Over the Christmas holidays of 1998, archaeologists in Portugal made a seismic discovery that transformed our understanding of our own prehistory. The skeleton of a child that looked a little bit Neanderthal, a little bit modern human, was unearthed at the Abrigo do Lagar Velho site, thus confirming that our ancient ancestors had interbred with other extinct hominid lineages.
Using ultra-precise dating methods, researchers have now narrowed down the age of the skeleton and other animal bones found within the grave, thus enabling a reconstruction of the events surrounding the child’s death and burial. Previous estimates had suggested that the so-called Lapedo Child had lived and died a little under 30,000 years ago, and the results of the new study confirm that the death occurred between 27,800 and 28,500 years ago – more than 10 millennia after Neanderthals became extinct.
“This child belonged to a population which itself descended from events of extensive admixture at the time of contact between Neanderthals and modern humans in Iberia, many millennia before the time the child was alive,” said Professor João Zilhão from the University of Lisbon, who was part of the team that made the original discovery over a quarter of a century ago. “For diagnostic Neanderthal features to have persisted for so long, after thousands of years in this population, it had to be the case that admixture between both groups had been extensive – ie the rule and not the exception,” he told IFLScience.

Fragments of bone from the Lapedo Child’s right arm.
Image credit: Cidália Duarte
The Lapedo Child therefore provided the smoking gun that proved that modern humans and Neanderthals mated consistently, thus transforming our appearance and other attributes forever.
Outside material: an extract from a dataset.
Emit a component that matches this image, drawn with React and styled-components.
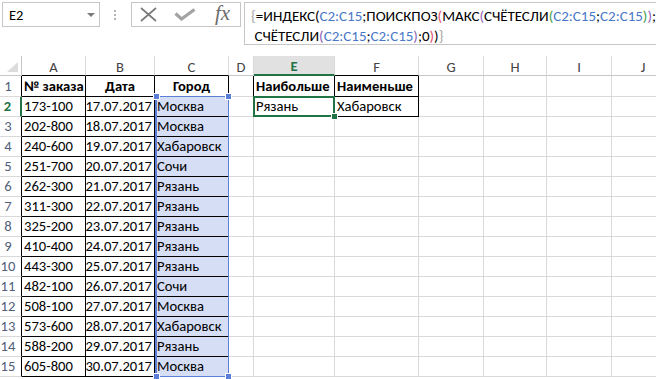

Subsequent discoveries in Romania and the Czech Republic later confirmed that all humans living during this same period displayed a mosaic of Neanderthal and Homo sapiens traits, and all non-African populations alive today continue to carry 2 to 4 percent Neanderthal DNA.
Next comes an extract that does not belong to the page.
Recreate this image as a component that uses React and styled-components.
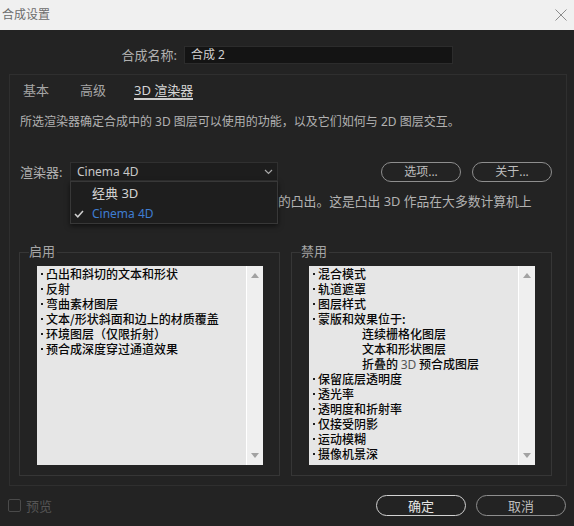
import React from 'react';
import styled, { createGlobalStyle } from 'styled-components';

const GlobalStyle = createGlobalStyle`
  html, body {
    margin: 0;
    padding: 0;
    background: #232323;
  }
  body {
    font-family: "Noto Sans", "Noto Sans CJK SC", sans-serif;
  }
  * {
    box-sizing: border-box;
  }
`;

const Dialog = styled.div`
  width: 574px;
  height: 526px;
  display: flex;
  flex-direction: column;
  background: #232323;
  overflow: hidden;
`;

const TitleBar = styled.div`
  height: 30px;
  flex: none;
  display: flex;
  align-items: center;
  justify-content: space-between;
  padding: 0 7px 0 2px;
  background: #f0f0f0;
`;

const Title = styled.span`
  font-size: 12px;
  line-height: 16px;
  color: #6c6c6c;
`;

const Body = styled.div`
  flex: 1;
  display: flex;
  flex-direction: column;
  padding: 16px 7px 0 9px;
`;

const NameRow = styled.div`
  display: flex;
  align-items: center;
  height: 18px;
`;

const NameLabel = styled.label`
  width: 168px;
  margin-right: 7px;
  text-align: right;
  font-size: 13px;
  line-height: 16px;
  color: #b0b0b0;
`;

const NameInput = styled.div`
  width: 269px;
  height: 18px;
  padding-left: 6px;
  background: #141414;
  border: 1px solid #2c2c2c;
  font-size: 12px;
  line-height: 16px;
  color: #cfcfcf;
`;

const TabPanel = styled.div`
  margin-top: 10px;
  height: 412px;
  border: 1px solid #2f2f2f;
  padding: 0 10px;
  display: flex;
  flex-direction: column;
`;

const TabBar = styled.div`
  display: flex;
  padding-left: 3px;
`;

const Tab = styled.div`
  margin-right: ${(p) => p.$gap}px;
  padding-top: 7px;
  font-size: 13px;
  line-height: 16px;
  color: ${(p) => (p.$active ? '#d6d6d6' : '#a6a6a6')};
  border-bottom: 2px solid ${(p) => (p.$active ? '#cdcdcd' : 'transparent')};
`;

const Text = styled.p`
  margin: ${(p) => p.$top}px 0 0 ${(p) => p.$left || 0}px;
  font-size: ${(p) => p.$size || 12}px;
  line-height: 16px;
  color: #b2b2b2;
  white-space: nowrap;
`;

/* the start of the sentence sits under the open dropdown */
const Covered = styled.span`
  display: inline-block;
  width: 208px;
  overflow: hidden;
  vertical-align: top;
`;

const RendererRow = styled.div`
  margin-top: 32px;
  height: 19px;
  display: flex;
  align-items: center;
  padding-right: 4px;
`;

const RowLabel = styled.span`
  width: 50px;
  font-size: 13px;
  line-height: 16px;
  color: #b2b2b2;
`;

const SelectWrap = styled.div`
  position: relative;
  width: 208px;
  height: 19px;
`;

const SelectBox = styled.div`
  height: 19px;
  display: flex;
  align-items: center;
  justify-content: space-between;
  padding: 0 4px 0 6px;
  background: #1d1d1d;
  border: 1px solid #303030;
  font-size: 12px;
  color: #c8c8c8;
`;

const Menu = styled.div`
  position: absolute;
  top: 100%;
  left: 0;
  right: 0;
  height: 43px;
  background: #1e1e1e;
  border: 1px solid #383838;
  box-shadow: 0 2px 5px rgba(0, 0, 0, 0.55);
  z-index: 2;
`;

const MenuItem = styled.div`
  height: 21px;
  display: flex;
  align-items: center;
  padding-left: 3px;
  font-size: ${(p) => (p.$selected ? 12 : 13)}px;
  color: ${(p) => (p.$selected ? '#3f7dd2' : '#d2d2d2')};
`;

const CheckSlot = styled.span`
  width: 18px;
  display: flex;
  align-items: center;
`;

const PillButton = styled.button`
  width: ${(p) => p.$width}px;
  height: ${(p) => p.$height}px;
  margin-left: ${(p) => p.$left};
  padding: 0;
  background: transparent;
  border: 1.5px solid ${(p) => (p.$primary ? '#d2d2d2' : '#8e8e8e')};
  border-radius: 11px;
  font-family: inherit;
  font-size: ${(p) => p.$size}px;
  line-height: 16px;
  color: ${(p) => (p.$primary ? '#e6e6e6' : '#bdbdbd')};
`;

const Groups = styled.div`
  margin: 43px 0 0 -1px;
  display: grid;
  grid-template-columns: 261px 261px;
  column-gap: 11px;
`;

const Group = styled.div`
  position: relative;
  height: 224px;
  border: 1px solid #363636;
  padding: 13px 16px 10px 17px;
`;

const GroupLabel = styled.span`
  position: absolute;
  top: -10px;
  left: 9px;
  padding-right: 2px;
  background: #232323;
  font-size: 13px;
  line-height: 16px;
  color: #a6a6a6;
`;

const ListBox = styled.div`
  width: 226px;
  height: 199px;
  display: flex;
  background: #e6e6e6;
`;

const Items = styled.ul`
  flex: 1;
  margin: 0;
  padding: 0 0 0 4px;
  list-style: none;
`;

const Item = styled.li`
  display: flex;
  align-items: center;
  height: 15px;
  padding-left: ${(p) => (p.$indent ? 49 : 0)}px;
  font-family: "Noto Sans CJK SC", sans-serif;
  font-size: 12px;
  font-weight: 500;
  line-height: 15px;
  color: #080808;
  white-space: pre;

  &::before {
    content: '';
    display: ${(p) => (p.$indent ? 'none' : 'block')};
    width: 2px;
    height: 2px;
    margin-right: 3px;
    background: #202020;
  }
`;

const Dim = styled.span`
  color: #555;
  font-family: "Noto Sans", sans-serif;
  font-weight: 400;
`;

const Scrollbar = styled.div`
  width: 17px;
  display: flex;
  flex-direction: column;
  align-items: center;
  justify-content: space-between;
  padding: 7px 0 7px;
  background: #efefef;
  border-left: 1px solid #ffffff;
`;

const Arrow = styled.span`
  width: 0;
  height: 0;
  border-left: 4px solid transparent;
  border-right: 4px solid transparent;
  ${(p) => (p.$down ? 'border-top' : 'border-bottom')}: 5px solid #a2a2a2;
`;

const Footer = styled.div`
  margin: 9px 1px 0 -1px;
  height: 21px;
  display: flex;
  align-items: center;
`;

const CheckBox = styled.span`
  width: 13px;
  height: 13px;
  border: 1.5px solid #4a4a4a;
  border-radius: 2px;
`;

const PreviewLabel = styled.span`
  margin-left: 5px;
  font-size: 13px;
  line-height: 16px;
  color: #555555;
`;

const Chevron = () => (
  <svg width="9" height="6" viewBox="0 0 9 6">
    <polyline points="1,1 4.5,4.5 8,1" fill="none" stroke="#a8a8a8" strokeWidth="1.2" />
  </svg>
);

const Check = () => (
  <svg width="10" height="8" viewBox="0 0 10 8">
    <polyline points="1,4 3.8,6.8 9,1" fill="none" stroke="#cfcfcf" strokeWidth="1.5" />
  </svg>
);

const CloseIcon = () => (
  <svg width="12" height="12" viewBox="0 0 12 12">
    <path d="M0.5 0.5 L11.5 11.5 M11.5 0.5 L0.5 11.5" stroke="#8c8c8c" strokeWidth="1" />
  </svg>
);

const enabled = [
  '凸出和斜切的文本和形状',
  '反射',
  '弯曲素材图层',
  '文本/形状斜面和边上的材质覆盖',
  '环境图层（仅限折射）',
  '预合成深度穿过通道效果',
];

const disabled = [
  { text: '混合模式' },
  { text: '轨道遮罩' },
  { text: '图层样式' },
  { text: '蒙版和效果位于:' },
  { text: '连续栅格化图层', indent: true },
  { text: '文本和形状图层', indent: true },
  { text: '折叠的 3D 预合成图层', indent: true },
  { text: '保留底层透明度' },
  { text: '透光率' },
  { text: '透明度和折射率' },
  { text: '仅接受阴影' },
  { text: '运动模糊' },
  { text: '摄像机景深' },
];

const renderText = (text) => {
  const parts = text.split('3D');
  if (parts.length === 1) return <span>{text}</span>;
  return (
    <span>
      {parts[0]}
      <Dim>3D</Dim>
      {parts[1]}
    </span>
  );
};

const List = ({ items }) => (
  <ListBox>
    <Items>
      {items.map((it) => (
        <Item key={it.text} $indent={it.indent}>
          {renderText(it.text)}
        </Item>
      ))}
    </Items>
    <Scrollbar>
      <Arrow />
      <Arrow $down />
    </Scrollbar>
  </ListBox>
);

export default function App() {
  return (
    <>
      <GlobalStyle />
      <Dialog>
        <TitleBar>
          <Title>合成设置</Title>
          <CloseIcon />
        </TitleBar>
        <Body>
          <NameRow>
            <NameLabel>合成名称:</NameLabel>
            <NameInput>合成 2</NameInput>
          </NameRow>

          <TabPanel>
            <TabBar>
              <Tab $gap={31}>基本</Tab>
              <Tab $gap={28}>高级</Tab>
              <Tab $gap={0} $active>3D 渲染器</Tab>
            </TabBar>

            <Text $top={14}>
              所选渲染器确定合成中的 3D 图层可以使用的功能，以及它们如何与 2D 图层交互。
            </Text>

            <RendererRow>
              <RowLabel>渲染器:</RowLabel>
              <SelectWrap>
                <SelectBox>
                  <span>Cinema 4D</span>
                  <Chevron />
                </SelectBox>
                <Menu>
                  <MenuItem>
                    <CheckSlot />
                    经典 3D
                  </MenuItem>
                  <MenuItem $selected>
                    <CheckSlot>
                      <Check />
                    </CheckSlot>
                    Cinema 4D
                  </MenuItem>
                </Menu>
              </SelectWrap>
              <PillButton $width={80} $height={20} $size={12} $left="auto">
                选项...
              </PillButton>
              <PillButton $width={80} $height={20} $size={12} $left="11px">
                关于...
              </PillButton>
            </RendererRow>

            <Text $top={12} $left={50} $size={12.8}>
              <Covered>Cinema 4D 渲染器可以支持文本和形状</Covered>
              的凸出。这是凸出 3D 作品在大多数计算机上
            </Text>

            <Groups>
              <Group>
                <GroupLabel>启用</GroupLabel>
                <List items={enabled.map((text) => ({ text }))} />
              </Group>
              <Group>
                <GroupLabel>禁用</GroupLabel>
                <List items={disabled} />
              </Group>
            </Groups>
          </TabPanel>

          <Footer>
            <CheckBox />
            <PreviewLabel>预览</PreviewLabel>
            <PillButton $width={90} $height={21} $size={13} $left="auto" $primary>
              确定
            </PillButton>
            <PillButton $width={90} $height={21} $size={13} $left="10px">
              取消
            </PillButton>
          </Footer>
        </Body>
      </Dialog>
    </>
  );
}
To learn more about the Lapedo Child, study author Dr Bethan Linscott used a technique called hydroxyproline dating in order to avoid contaminants in the bones and attain a reliable age. “This is now the gold standard in terms of radiocarbon dating, particularly for samples that are reaching the limit of the radiocarbon method, around 50,000 years,” she told IFLScience.
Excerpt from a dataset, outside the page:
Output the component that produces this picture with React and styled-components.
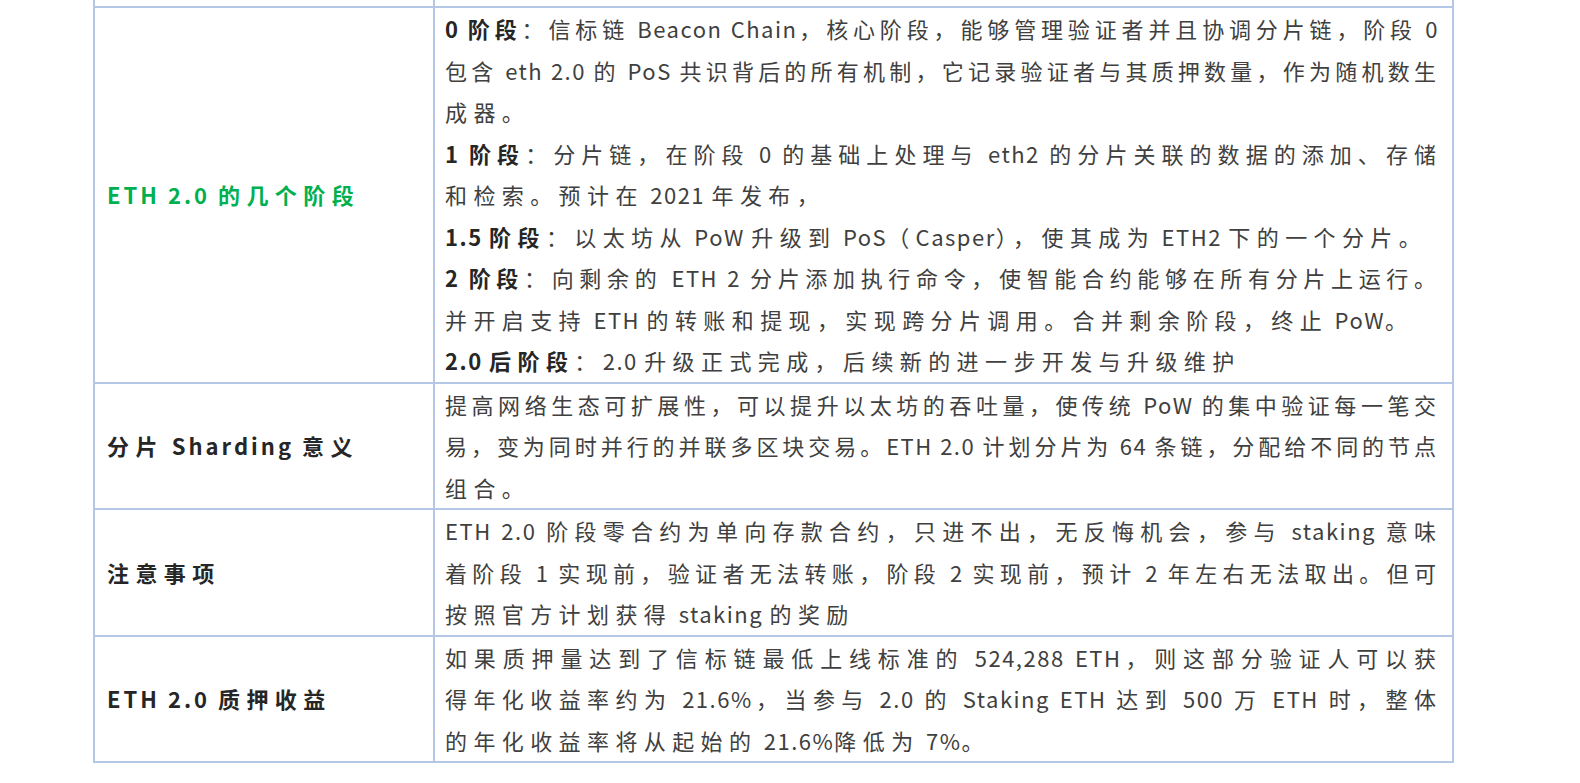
import React from "react"
import styled, { createGlobalStyle } from "styled-components"

const GlobalStyle = createGlobalStyle`
  html, body {
    margin: 0;
    padding: 0;
    background: #ffffff;
  }
  body {
    font-family: "Noto Sans CJK SC", "Noto Sans", sans-serif;
  }
`

const Page = styled.div`
  padding-left: 93px;
  height: 783px;
  overflow: hidden;
`

const Table = styled.table`
  width: 1361px;
  table-layout: fixed;
  border-collapse: collapse;
  font-size: 22px;
  line-height: 41.5px;
`

const Row = styled.tr`
  height: ${(p) => (p.$stub ? "7px" : "auto")};
`

const Cell = styled.td`
  border: 2px solid #b4c7e7;
  border-top: ${(p) => (p.$stub ? "none" : "2px solid #b4c7e7")};
  padding: 0 13px 0 ${(p) => (p.$label ? "12px" : "10px")};
  vertical-align: middle;
  color: #404040;
`

const Label = styled.span`
  font-weight: 700;
  letter-spacing: 6.4px;
  color: ${(p) => (p.$green ? "#00b050" : "#262626")};
`

// one visual line of a cell; full lines are justified, the last line of a paragraph is not
const Line = styled.span`
  display: block;
  text-align: ${(p) => (p.$last ? "left" : "justify")};
  text-align-last: ${(p) => (p.$last ? "left" : "justify")};
  letter-spacing: ${(p) => (p.$last ? "6.4px" : "3px")};
`

const Latin = styled.span`
  letter-spacing: ${(p) => (p.$wide ? "3px" : "1.5px")};
`

const Strong = styled.b`
  font-weight: 700;
  color: #262626;
`

const runs = (text, wide) =>
  text
    .split(/([\u0020-\u024f]+)/)
    .filter(Boolean)
    .map((t, i) =>
      /^[\u0020-\u024f]+$/.test(t) ? (
        <Latin key={i} $wide={wide}>
          {t}
        </Latin>
      ) : (
        t
      )
    )

const stages = [
  [
    ["0 阶段", "：信标链 Beacon Chain，核心阶段，能够管理验证者并且协调分片链，阶段 0"],
    ["", "包含 eth 2.0 的 PoS 共识背后的所有机制，它记录验证者与其质押数量，作为随机数生"],
    ["", "成器。"],
  ],
  [
    ["1 阶段", "：分片链，在阶段 0 的基础上处理与 eth2 的分片关联的数据的添加、存储"],
    ["", "和检索。预计在 2021 年发布，"],
  ],
  [["1.5 阶段", "：以太坊从 PoW 升级到 PoS（Casper），使其成为 ETH2 下的一个分片。"]],
  [
    ["2 阶段", "：向剩余的 ETH 2 分片添加执行命令，使智能合约能够在所有分片上运行。"],
    ["", "并开启支持 ETH 的转账和提现，实现跨分片调用。合并剩余阶段，终止 PoW。"],
  ],
  [["2.0 后阶段", "：2.0 升级正式完成，后续新的进一步开发与升级维护"]],
]

const rows = [
  {
    label: "分片 Sharding 意义",
    lines: [
      "提高网络生态可扩展性，可以提升以太坊的吞吐量，使传统 PoW 的集中验证每一笔交",
      "易，变为同时并行的并联多区块交易。ETH 2.0 计划分片为 64 条链，分配给不同的节点",
      "组合。",
    ],
  },
  {
    label: "注意事项",
    lines: [
      "ETH 2.0 阶段零合约为单向存款合约，只进不出，无反悔机会，参与 staking 意味",
      "着阶段 1 实现前，验证者无法转账，阶段 2 实现前，预计 2 年左右无法取出。但可",
      "按照官方计划获得 staking 的奖励",
    ],
  },
  {
    label: "ETH 2.0 质押收益",
    lines: [
      "如果质押量达到了信标链最低上线标准的 524,288 ETH，则这部分验证人可以获",
      "得年化收益率约为 21.6%，当参与 2.0 的 Staking ETH 达到 500 万 ETH 时，整体",
      "的年化收益率将从起始的 21.6%降低为 7%。",
    ],
  },
]

const App = () => {
  return (
    <Page>
      <GlobalStyle />
      <Table>
        <colgroup>
          <col style={{ width: "340px" }} />
          <col />
        </colgroup>
        <tbody>
          <Row $stub>
            <Cell $stub />
            <Cell $stub />
          </Row>
          <Row>
            <Cell $label>
              <Label $green>{runs("ETH 2.0 的几个阶段", true)}</Label>
            </Cell>
            <Cell>
              {stages.map((para, pi) =>
                para.map(([head, body], li) => (
                  <Line key={`${pi}-${li}`} $last={li === para.length - 1}>
                    {head && <Strong>{runs(head)}</Strong>}
                    {runs(body)}
                  </Line>
                ))
              )}
            </Cell>
          </Row>
          {rows.map((r) => (
            <Row key={r.label}>
              <Cell $label>
                <Label>{runs(r.label, true)}</Label>
              </Cell>
              <Cell>
                {r.lines.map((l, i) => (
                  <Line key={i} $last={i === r.lines.length - 1}>
                    {runs(l)}
                  </Line>
                ))}
              </Cell>
            </Row>
          ))}
        </tbody>
      </Table>
    </Page>
  )
}

export default App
“If you have a tiny bit of contamination at that age, it’s going to skew things off by several thousand years,” she said.
Perhaps the death event resulted in the site becoming taboo and a social rule to avoid it was put in place until the memory of the event faded away.
Professor João Zilhão
The new findings confirm that the burial was the final act of the site’s initial period of occupation as a butchering camp. For around 300 years, a group of prehistoric humans processed game carcasses at the western end of the shelter, yet abandoned it after interring the child at the opposite end of the site.
It would be more than 2,000 years before the location was re-visited by humans.
“It is tempting to speculate that it was the death of the child and the emplacement of the burial at the site that led to its abandonment,” said Zilhão. “Perhaps the death event resulted in the site becoming taboo and a social rule to avoid it was put in place until the memory of the event faded away.”
Furthermore, the presence of red deer pelvic bones within the burial had previously led to the suspicion that meat may have been inserted into the grave as a kind of offering, yet the study’s results show that these bones are in fact considerably older than the child’s skeleton. According to the authors, it now seems more likely that these deer bones were used “as wedges to help with the positioning of the body in the burial pit”.

The Lapedo Child’s burial.
Image credit: (A) J.Z. and (B) G. Casella
In contrast, a rabbit skeleton found within the grave turned out to be the same age as the Lapedo Child. Stained with the same red ocher that once covered the youngster’s burial shroud, the rodent does appear to have been included as a burial offering.
“So in terms of the grave, we can now say that the sequence of events was that they opened the pit, the shrouded body of the child was laid down and probably accommodated using bones lying around,” said Zilhão. “The rabbit was put on top of the shroud, and then the whole thing was covered with sediment and remained so until Christmas of 1998.”
The study has been published in the journal Science Advances.